Despite, or as a result of, these headwinds, Vincent noted that the industry backlog has stood at approximately $50 billion for the past three years. “We’re not clearing out the backlog, but the good news is the backlog is holding,” he stated.

In the third-quarter JetNet iQ survey, Vincent noted a great deal of pessimism among its recipients, with the industry’s net optimism score the lowest since the start of the Covid pandemic in Q2 2020. North America had led the plunge, likely due to pre-election jitters in the U.S. Based on the survey’s historical data, uncertainty was seen in the third quarter in each of the past two election years but rebounded after the election results were certified.

For this year’s annual 10-year forecast, JetNet predicts deliveries of 8,600 business jets worth a total of $262 billion. In the same decade outlook, the forecast added 4,300 turboprops at $25 billion through 2033.

Honeywell Aerospace’s latest forecast, released in October at the start of NBAA-BACE, was slightly more conservative, calling for the delivery of 8,500 new business jets worth $280 billion over the next decade and cracking the 900-units-a-year delivery threshold for the first time since 2008 at the tail end of the forecast window.

“The business aviation industry is in a prolonged period of healthy growth, and we don’t see that positive trend changing any time soon,” said Heath Patrick, Honeywell Aerospace Technologies’ president for the Americas aftermarket. “Business aviation continues to see more users and, as a result, manufacturers are ramping up production to keep pace with growing demand, a trend we expect to continue for the foreseeable future.”

Next year, the company predicts 16% more business jet deliveries than in pre-Covid 2019. Over the next half decade, Honeywell’s survey anticipates that large-cabin jets will account for one-third of the delivery total and two-thirds of the total revenue value.

In terms of where deliveries are anticipated over the next five years, North America is expected to receive two-thirds of the total, followed by 13% to Europe, 10% to Latin America, 7% to Asia Pacific, and the remaining 3% to the Middle East.

While the preowned aircraft market has cooled somewhat since the record low inventories of 2021 and 2022, Honeywell noted that used jet values remain strong compared with those of the previous decade. The report predicted that while the inventory should continue to slowly rise, prices should remain stable.
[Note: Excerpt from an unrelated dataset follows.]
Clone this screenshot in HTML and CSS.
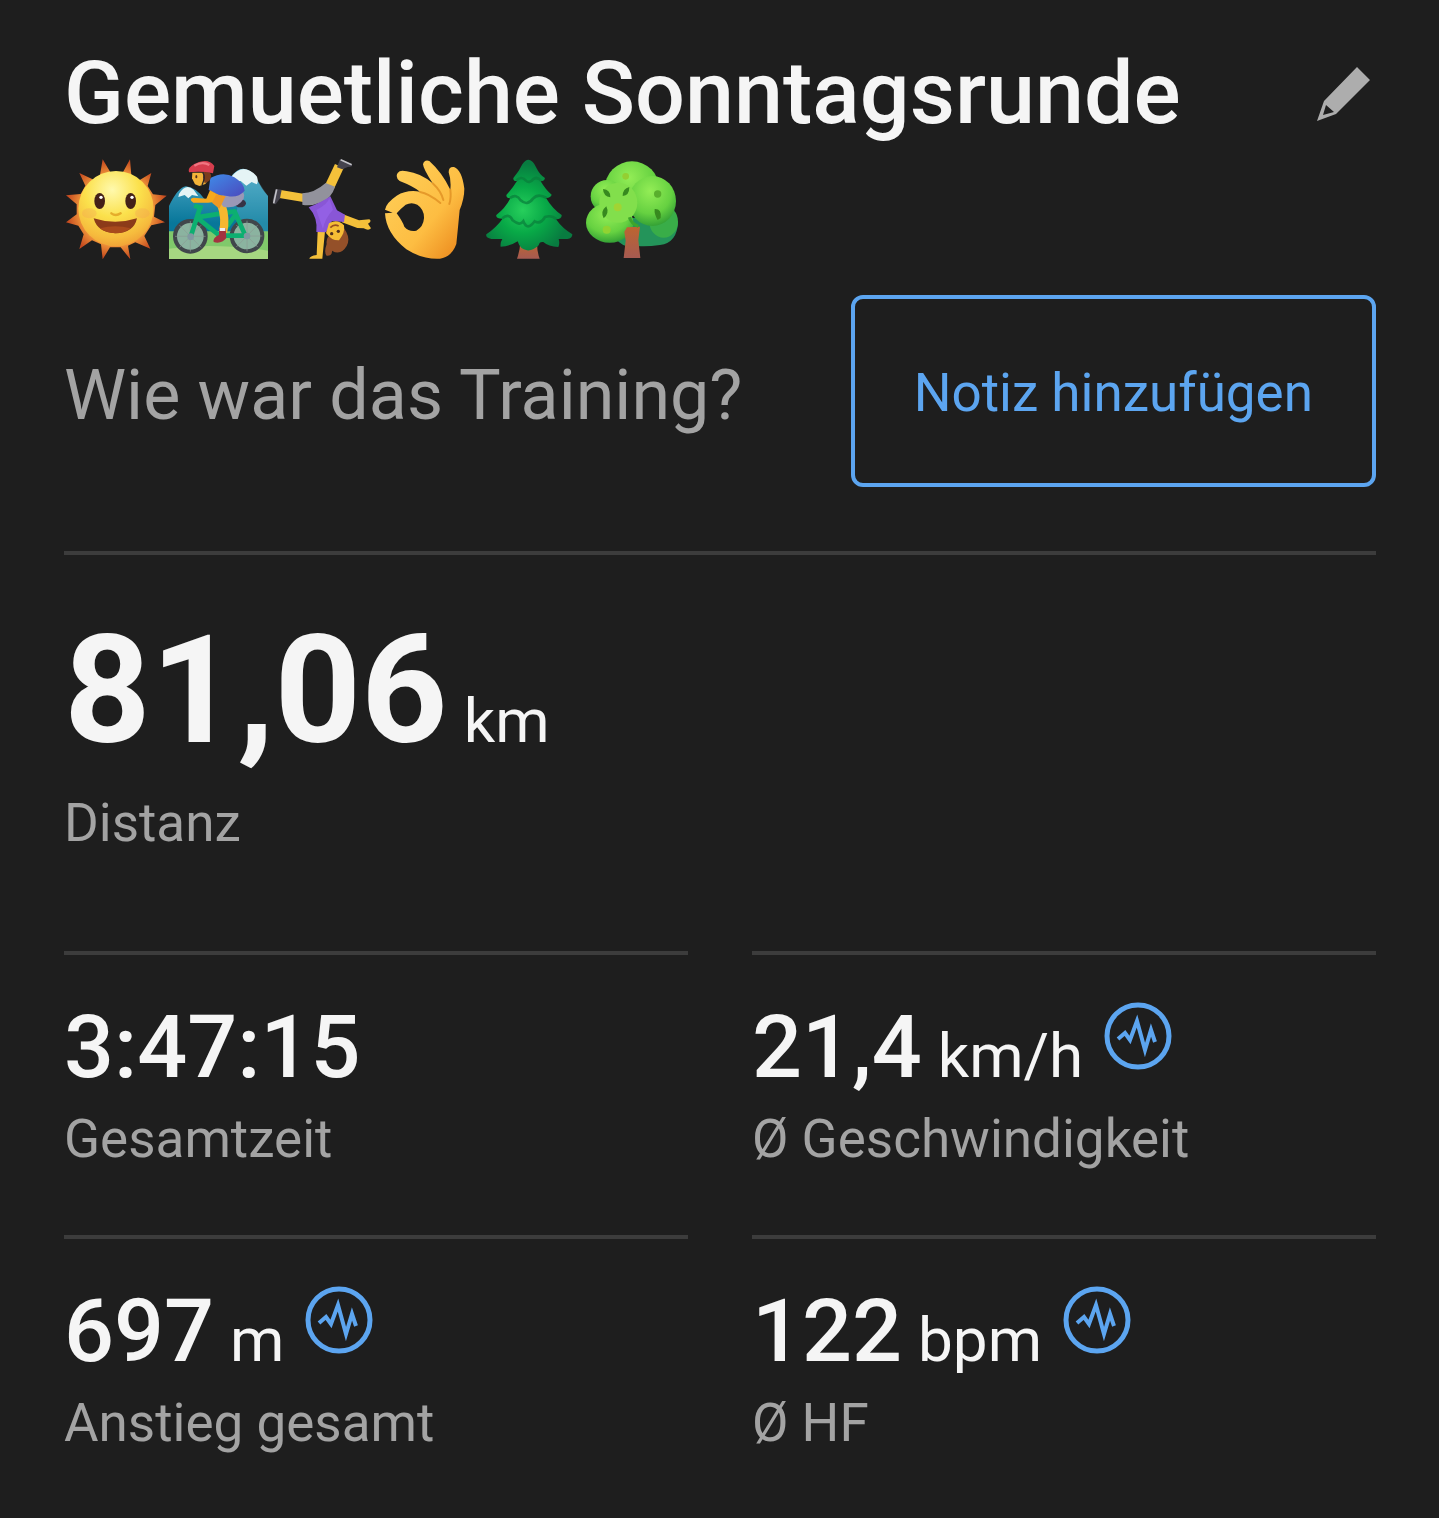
FILE: index.html
```html
<!DOCTYPE html>
<html lang="de">
<head>
<meta charset="utf-8">
<meta name="viewport" content="width=device-width, initial-scale=1">
<title>Gemuetliche Sonntagsrunde</title>
<link rel="stylesheet" href="styles.css">
</head>
<body>
<svg class="defs" aria-hidden="true">
  <defs>
    <radialGradient id="sun" cx=".45" cy=".25" r=".8"><stop offset="0" stop-color="#fff9ad"/><stop offset=".45" stop-color="#fbe14c"/><stop offset=".8" stop-color="#f6bb3d"/><stop offset="1" stop-color="#ee9a35"/></radialGradient>
    <radialGradient id="rays" cx=".5" cy=".5" r=".5"><stop offset=".7" stop-color="#f39a3c"/><stop offset="1" stop-color="#c4491f"/></radialGradient>
    <linearGradient id="mountain" x1="0" y1="0" x2="0" y2="1"><stop offset="0" stop-color="#4fa9c8"/><stop offset=".6" stop-color="#08779a"/></linearGradient>
    <linearGradient id="shirt" x1="0" y1="0" x2="1" y2="1"><stop offset="0" stop-color="#3f8be8"/><stop offset="1" stop-color="#4b49bd"/></linearGradient>
    <linearGradient id="hand" x1="0" y1="0" x2="1" y2="1"><stop offset="0" stop-color="#ffd25c"/><stop offset=".6" stop-color="#fdbd42"/><stop offset="1" stop-color="#e98218"/></linearGradient>
    <radialGradient id="fir" gradientUnits="userSpaceOnUse" cx="140" cy="180" r="140"><stop offset="0" stop-color="#27cf5c"/><stop offset=".5" stop-color="#08a947"/><stop offset="1" stop-color="#087b40"/></radialGradient>
    <radialGradient id="leaf" cx=".45" cy=".3" r=".7"><stop offset="0" stop-color="#93ed56"/><stop offset=".65" stop-color="#66d141"/><stop offset="1" stop-color="#35a235"/></radialGradient>
    <linearGradient id="trunk" x1="0" y1="0" x2="0" y2="1"><stop offset="0" stop-color="#bd6530"/><stop offset="1" stop-color="#a65a51"/></linearGradient>
    <symbol id="pulse" viewBox="0 0 68 68">
      <g fill="none" stroke="#5ca5f0">
        <circle cx="34" cy="34" r="31" stroke-width="5"/>
        <path d="M14 37L21 31 26 38 33 19 41 48 47 28 51 40" stroke-width="4" stroke-miterlimit="8"/>
      </g>
    </symbol>
  </defs>
</svg>

<main class="workout">
  <header class="head">
    <div class="heading">
      <h1 class="title">Gemuetliche Sonntagsrunde</h1>
      <div class="emojis">
        <svg class="emoji" viewBox="12 18 309 312" role="img" aria-label="Sonne mit Gesicht">
          <path fill="url(#rays)" d="M128 28L152 68 188 68 210 28 214 76 238 91 274 69 263 108 279 133 320 137 286 165 282 200 315 217 274 226 253 258 271 296 226 277 204 287 211 328 182 292 150 292 128 328 123 283 96 271 58 297 71 253 55 227 18 217 50 193 50 163 18 136 62 132 76 107 58 69 101 89 120 75Z"/>
          <circle cx="168" cy="176" r="113" fill="url(#sun)"/>
          <ellipse cx="88" cy="190" rx="22" ry="15" fill="#f2a055" opacity=".3"/><ellipse cx="247" cy="190" rx="22" ry="15" fill="#f2a055" opacity=".3"/>
          <ellipse cx="119" cy="153" rx="16" ry="24" fill="#432018"/><ellipse cx="212" cy="153" rx="16" ry="24" fill="#432018"/>
          <circle cx="123" cy="142" r="5" fill="#fff"/><circle cx="216" cy="142" r="5" fill="#fff"/>
          <path d="M154 190q13 10 28 0" fill="none" stroke="#e5ad2b" stroke-width="7" stroke-linecap="round"/>
          <path d="M101 205Q165 226 231 205Q222 249 166 250Q112 248 101 205Z" fill="#8c3b19"/>
          <path d="M120 235Q166 222 211 235Q195 250 166 250Q136 249 120 235Z" fill="#a84a1c"/>
        </svg>
        <svg class="emoji" viewBox="9 18 309 312" role="img" aria-label="Mountainbiker">
          <path fill="url(#mountain)" d="M15 168Q42 112 66 109Q96 112 122 148Q165 137 200 82Q233 34 273 76Q293 119 312 138V327H15Z"/>
          <path fill="#79c8d8" opacity=".25" d="M238 64L214 210 312 250V138Q285 100 273 76Z"/>
          <path fill="#e5f4f5" d="M202 80Q239 34 279 80Q284 97 278 103L263 96 247 107 230 93 211 92ZM45 132Q65 98 89 119L103 139 84 135 73 145 62 135 43 141Z"/>
          <path fill="#80c96b" d="M15 244H312V327H15Z"/><path fill="#a6d781" d="M15 296Q150 278 312 302V327H15Z"/>
          <circle cx="79" cy="259" r="46" fill="#8bb3a0" stroke="#40464b" stroke-width="12"/><circle cx="249" cy="258" r="46" fill="#8bb3a0" stroke="#40464b" stroke-width="12"/>
          <path d="M79 213V305M33 259H125M47 226L111 292M111 226L47 292M249 212V304M203 258H295M217 225L281 291M281 225L217 291" stroke="#8b9b94" stroke-width="2"/>
          <path d="M80 260L109 170M98 202L168 258 215 194M98 202L212 184 244 257H170M90 167L116 174" fill="none" stroke="#0caf70" stroke-width="14" stroke-linejoin="round"/>
          <ellipse cx="229" cy="160" rx="17" ry="12" fill="#373346"/><circle cx="80" cy="260" r="10" fill="#8199a1"/><circle cx="249" cy="258" r="10" fill="#8199a1"/>
          <path d="M206 150Q179 150 172 164Q187 206 177 246" fill="none" stroke="#f6b72f" stroke-width="25"/>
          <path d="M180 128Q250 108 239 146Q220 178 178 170Q160 154 180 128Z" fill="#9a98b6"/>
          <path d="M139 84Q178 62 211 82Q240 100 242 122Q222 145 190 138L161 134 134 120Z" fill="url(#shirt)"/>
          <path d="M138 121L163 134Q162 158 132 158L88 158Q72 147 88 143L127 146Z" fill="#f6a91d"/><path d="M157 133L185 139 166 176 144 158Z" fill="#ee9925"/>
          <path d="M85 68H130L134 88 124 102 106 108 93 103 84 85Z" fill="#f4b439"/><path d="M120 66Q152 64 136 92L122 100 117 82Z" fill="#7b3d1d"/>
          <ellipse cx="97" cy="80" rx="3" ry="5" fill="#51301e"/>
          <path d="M75 67Q70 53 91 42Q132 21 151 48L147 70Q113 63 75 67Z" fill="#d63e4e"/><path d="M91 47Q115 33 136 45" fill="none" stroke="#f07682" stroke-width="7"/>
          <path d="M116 67Q126 80 114 105" fill="none" stroke="#26242b" stroke-width="4"/>
          <path d="M165 235H185L187 264Q172 283 149 276Q145 264 165 254Z" fill="#a33440"/><path d="M167 234H184V243H167Z" fill="#eee"/>
        </svg>
        <svg class="emoji" viewBox="6 18 309 312" role="img" aria-label="Radschlagende Person">
          <path d="M185 110L214 48" stroke="#f4c13a" stroke-width="29"/><path d="M108 144L36 132" stroke="#f4c13a" stroke-width="25"/>
          <path d="M103 130Q139 129 173 99L201 110Q191 146 156 158Q125 170 103 164Z" fill="#92929c"/>
          <path d="M207 52L216 28 251 42Q257 51 239 51L223 58Z" fill="#45434d"/><path d="M218 29L251 44" stroke="#c4c4c9" stroke-width="5"/>
          <path d="M41 119L36 145 23 163Q12 162 15 147L23 117Z" fill="#45434d"/><path d="M26 118L17 160" stroke="#c4c4c9" stroke-width="5"/>
          <path d="M225 193L273 211 304 208Q313 214 300 221L309 235Q302 243 287 235L268 234 222 217Z" fill="#f4c03a"/>
          <path d="M149 244H171L163 326H124Q125 318 146 315Z" fill="#f4c03a"/>
          <path d="M122 172Q162 156 187 139L207 181 231 194 228 216 192 213 174 247 145 246Q150 203 122 172Z" fill="#8956d6"/><path d="M145 180Q178 164 184 145L195 179Q169 207 165 237Z" fill="#9a68ec" opacity=".6"/>
          <path d="M218 224Q252 258 236 288Q218 318 192 302Q193 319 176 317Q167 308 176 282Q173 259 193 252Z" fill="#945029"/>
          <path d="M183 220Q208 205 228 226Q232 248 213 271Q190 272 174 249Z" fill="#f6bd35"/>
          <circle cx="191" cy="251" r="5" fill="#51301e"/><circle cx="211" cy="244" r="5" fill="#51301e"/><path d="M187 233Q198 221 212 228" fill="none" stroke="#9b4f20" stroke-width="5"/>
        </svg>
        <svg class="emoji" viewBox="3 18 309 312" role="img" aria-label="OK-Hand">
          <path fill="url(#hand)" fill-rule="evenodd" d="M39 179Q42 159 74 137Q105 118 144 125Q122 108 83 93Q69 82 77 69Q84 58 104 64Q145 69 182 100Q154 57 153 43Q157 28 172 33Q210 67 235 119Q238 91 230 67Q230 49 246 51Q270 60 277 116Q277 146 263 180Q259 223 253 282Q239 321 204 326Q151 329 103 298Q42 250 39 190L62 188ZM74 190Q88 174 101 164Q119 155 136 164Q157 178 156 205Q154 231 133 242Q112 247 97 230Q91 213 74 190Z"/>
          <path d="M144 126Q170 130 205 159M182 100Q207 123 214 150M235 119Q238 144 232 162" fill="none" stroke="#de8c20" stroke-width="6" stroke-linecap="round" opacity=".75"/>
        </svg>
        <svg class="emoji" viewBox="0 18 309 312" role="img" aria-label="Tanne">
          <path d="M133 275H183Q183 307 191 326H123Q132 302 133 275Z" fill="url(#trunk)"/>
          <path fill="url(#fir)" d="M158 29Q171 30 181 53Q191 74 207 84Q205 94 194 94Q210 121 227 134Q225 143 210 144Q230 177 257 195Q258 206 240 208Q259 235 289 253Q289 265 274 267H248Q252 280 247 291Q217 289 202 276Q190 274 188 286Q171 303 153 301Q132 298 125 274Q102 289 74 290Q72 278 79 267H46Q28 264 31 253Q61 232 80 206Q58 206 61 195Q88 174 103 145Q91 145 91 135Q109 116 123 93Q111 94 112 84Q129 65 139 43Q147 29 158 29Z"/>
          <path d="M121 91Q137 77 149 91Q160 102 171 88Q183 78 196 93M102 144Q121 130 134 151Q154 169 171 146Q186 129 212 144M79 205Q99 188 110 211Q132 229 142 214Q154 244 176 214Q194 224 207 201Q227 194 242 208" fill="none" stroke="#087e3b" stroke-width="8" opacity=".7"/>
        </svg>
        <svg class="emoji" viewBox="9 18 309 312" role="img" aria-label="Laubbaum">
          <path fill="#24945a" d="M118 204H268L306 215Q304 278 252 285Q212 291 184 288Q145 299 118 265Z"/>
          <circle cx="168" cy="116" r="82" fill="url(#leaf)"/><circle cx="93" cy="139" r="49" fill="url(#leaf)"/><ellipse cx="101" cy="218" rx="71" ry="60" fill="url(#leaf)"/>
          <ellipse cx="263" cy="215" rx="43" ry="48" fill="#39ad48"/><ellipse cx="229" cy="153" rx="71" ry="75" fill="url(#leaf)"/>
          <ellipse cx="127" cy="158" rx="57" ry="60" fill="#82df4c"/>
          <path d="M145 245L153 232 192 230 187 270 193 324H143L149 272Z" fill="url(#trunk)"/>
          <path d="M81 117Q104 119 103 142Q82 139 81 117ZM160 111Q140 116 140 138Q160 137 160 111ZM91 169Q72 184 83 205Q101 190 91 169ZM236 177Q258 176 254 204L245 210Q234 192 236 177Z" fill="#37891f"/>
          <circle cx="245" cy="132" r="11" fill="#59af2d"/><circle cx="149" cy="79" r="10" fill="#94cf32"/><circle cx="125" cy="172" r="12" fill="#a1d434"/><circle cx="92" cy="239" r="12" fill="#91d332"/><path d="M160 202Q167 223 187 229" fill="none" stroke="#3da52b" stroke-width="9"/>
        </svg>
      </div>
    </div>
    <button class="edit" type="button" aria-label="Bearbeiten">
      <svg class="pencil" viewBox="0 0 54 54" aria-hidden="true"><path fill="#adadad" fill-rule="evenodd" d="M40 0L53 13 19 47 0 54 7 34ZM9 38L6 48 17 45Z"/></svg>
    </button>
  </header>

  <section class="note">
    <h2 class="question">Wie war das Training?</h2>
    <button class="add-note" type="button">Notiz hinzufügen</button>
  </section>

  <section class="distance">
    <p class="value total">81,06 <span class="unit">km</span></p>
    <p class="label">Distanz</p>
  </section>

  <section class="stats">
    <div class="stat">
      <p class="value">3:47:15</p>
      <p class="label">Gesamtzeit</p>
    </div>
    <div class="stat">
      <div class="reading"><p class="value">21,4 <span class="unit">km/h</span></p><button class="chart" type="button" aria-label="Geschwindigkeit anzeigen"><svg class="pulse" aria-hidden="true"><use href="#pulse"/></svg></button></div>
      <p class="label">Ø Geschwindigkeit</p>
    </div>
    <div class="stat">
      <div class="reading"><p class="value">697 <span class="unit">m</span></p><button class="chart" type="button" aria-label="Anstieg anzeigen"><svg class="pulse" aria-hidden="true"><use href="#pulse"/></svg></button></div>
      <p class="label">Anstieg gesamt</p>
    </div>
    <div class="stat">
      <div class="reading"><p class="value">122 <span class="unit">bpm</span></p><button class="chart" type="button" aria-label="Herzfrequenz anzeigen"><svg class="pulse" aria-hidden="true"><use href="#pulse"/></svg></button></div>
      <p class="label">Ø HF</p>
    </div>
  </section>
</main>
</body>
</html>
```
FILE: styles.css
```css
* { box-sizing: border-box; }

body {
  margin: 0;
  background: #1e1e1e;
  color: #f5f5f5;
  font-family: Roboto, "Liberation Sans", sans-serif;
}

h1, h2, p { margin: 0; }

button {
  padding: 0;
  border: 0;
  background: none;
  font-family: inherit;
  cursor: pointer;
}

svg { display: block; }

.defs { position: absolute; width: 0; height: 0; }

.workout { padding: 40px 63px 0 64px; }

.head {
  display: flex;
  justify-content: space-between;
  align-items: flex-start;
}

.title {
  font-size: 88px;
  font-weight: 500;
  line-height: 106px;
}

.emojis { display: flex; padding-top: 10px; }

.emoji { width: 103px; height: 104px; }

.edit { padding: 27px 5px; }

.pencil { width: 54px; height: 54px; }

.note {
  display: flex;
  justify-content: space-between;
  align-items: center;
  padding: 35px 0 64px;
}

.question {
  padding-top: 8px;
  color: #a3a3a3;
  font-size: 70px;
  font-weight: 400;
  line-height: 84px;
}

.add-note {
  padding: 62px 59px 58px;
  border: 4px solid #5ca5f0;
  border-radius: 12px;
  color: #5ca5f0;
  font-size: 53px;
  line-height: 64px;
}

.distance {
  padding: 48px 0 96px;
  border-top: 4px solid #3c3c3c;
}

.value {
  display: flex;
  align-items: baseline;
  gap: 16px;
  font-size: 88px;
  font-weight: 500;
  line-height: 104px;
}

.total {
  margin-bottom: 12px;
  font-size: 151px;
  font-weight: 700;
  line-height: 176px;
}

.unit {
  font-size: 62px;
  font-weight: 400;
  line-height: 64px;
}

.label {
  color: #a3a3a3;
  font-size: 53px;
  line-height: 64px;
}

.stats {
  display: grid;
  grid-template-columns: 1fr 1fr;
  column-gap: 64px;
}

.stat {
  padding: 40px 0 64px;
  border-top: 4px solid #3c3c3c;
}

.stat .label { margin-top: 8px; }

.reading { display: flex; gap: 21px; }

.chart { align-self: flex-start; padding-top: 7px; }

.pulse { width: 68px; height: 68px; }
```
Operators in the survey noted that they expect to rely more heavily on the preowned market to expand their fleets than in previous years.

Vincent noted continued stabilization in the preowned jet market as some young aircraft have begun to appear on the market for the first time in several years. “The market is moving, and it’s normalizing back up to 7 to 8% of the fleet [availability],” he said. “We want to start seeing numbers like that because with two-year backlogs, [preowned] is another way to get people into the industry.”